Son las que utilicé la última vez que me mudé, hará cosa de cuatro años. Unas
pocas con ropa, dos o tres con enseres, una medio vacía con los recuerdos y el
resto todo libros y películas. Los detritus del intelectual provinciano.
Y las cositas de Eddie, claro,
si me sobreviviera: su canasto, y su transportín, y las mantitas donde duerme.

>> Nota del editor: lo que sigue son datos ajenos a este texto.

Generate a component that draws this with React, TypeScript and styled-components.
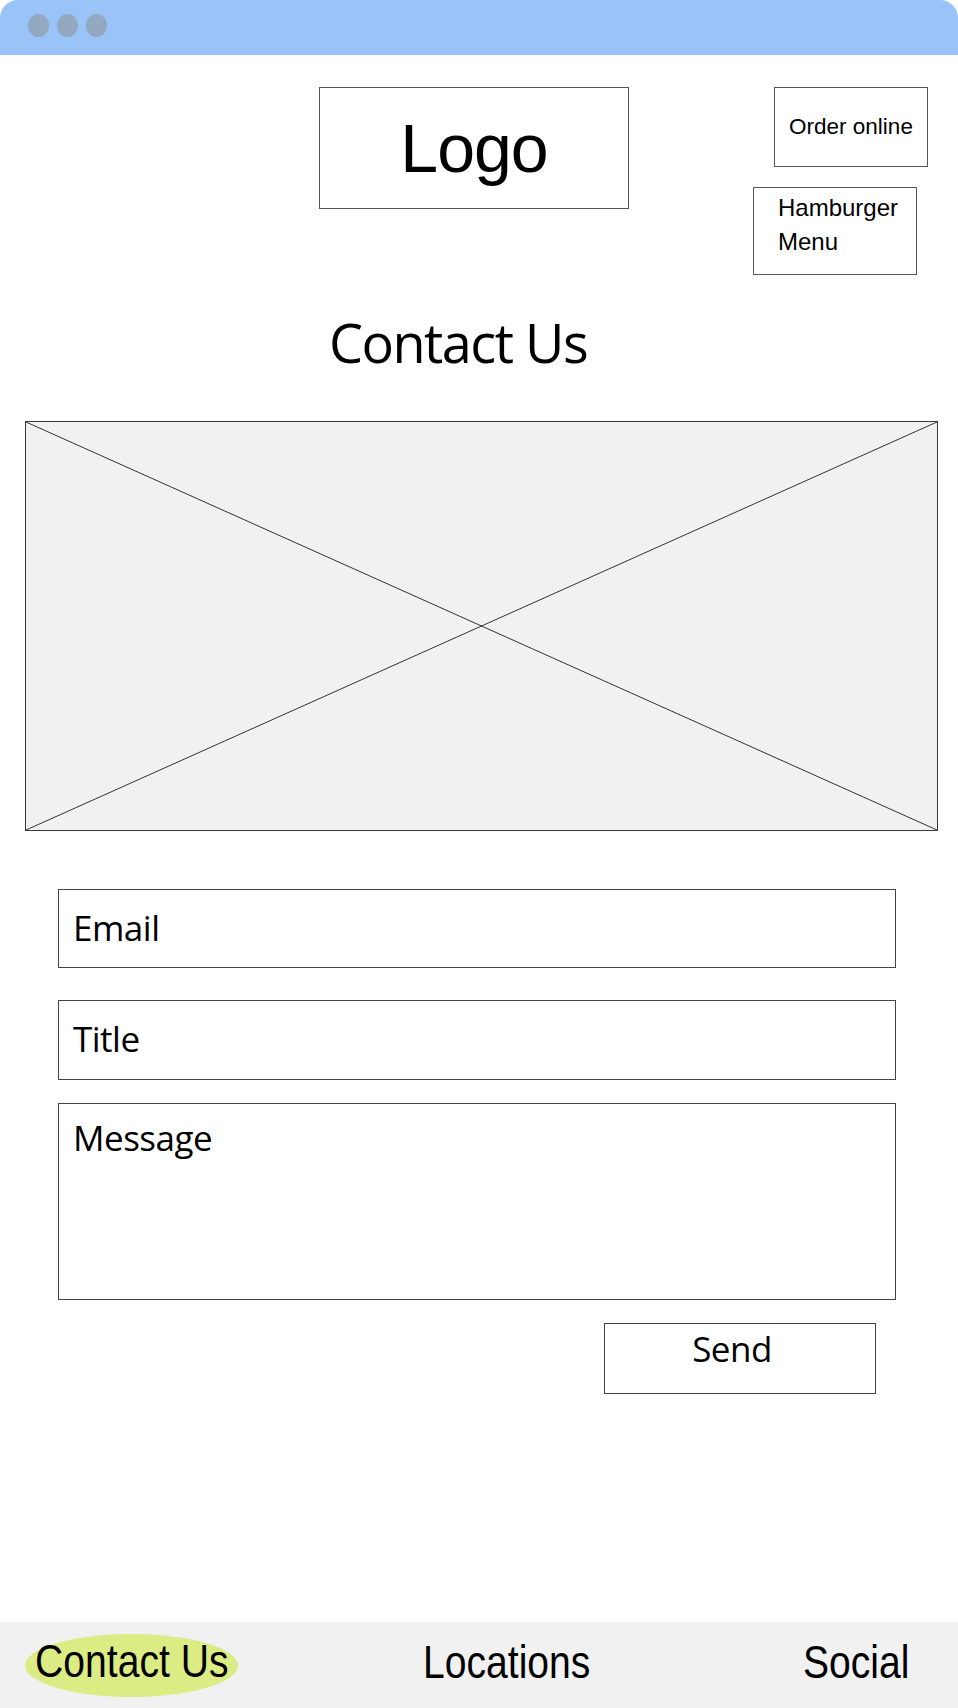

Los dos cuencos y su pelotita de goma.
Mi legado material cabrá
en una habitación de piso cutre y todavía sobrará espacio para moverse. Todo lo
demás me lo llevaré a la tumba o al incinerador: serán los miles de recuerdos que conservaré si
tengo mucha suerte y no me pilla la demencia. Marie Kondo estaría muy orgullosa
de este minimalismo mío post mortuorio. Mis herederos no tendrán mucho que
gestionar: las películas ya serán inservibles en la Era Digital 3.0 e irán directamente
al reciclaje; y los libros terminarán en la Biblioteca Municipal de La Pedanía,
donde nadie los leerá. Pero no me lamento. A mí plim, después de muerto. Como
si quieren hacer una fogata con ellos para asar encima las castañas.
Quiero decir que ningún
heredero mío, ninguna esposa, ninguna amante, alquilará un guardamuebles mientras piensa en qué hacer con mis
cosas. Todo lo mío se decidirá en un santiamén, mientras se resuelve la
finalización de mi alquiler. Guillermo del Toro no podría haber
imaginado este cuento de terror. No hay material que dé para nada esotérico ni
misterioso. Solo guardo un libro sobre fantasmas “reales” que me acompaña desde
la adolescencia. Ya no creo en ellos, pero le tengo mucho cariño. Me recuerda
que en otro tiempo yo sí creía -a mi modo- en estas cosas de los espíritus.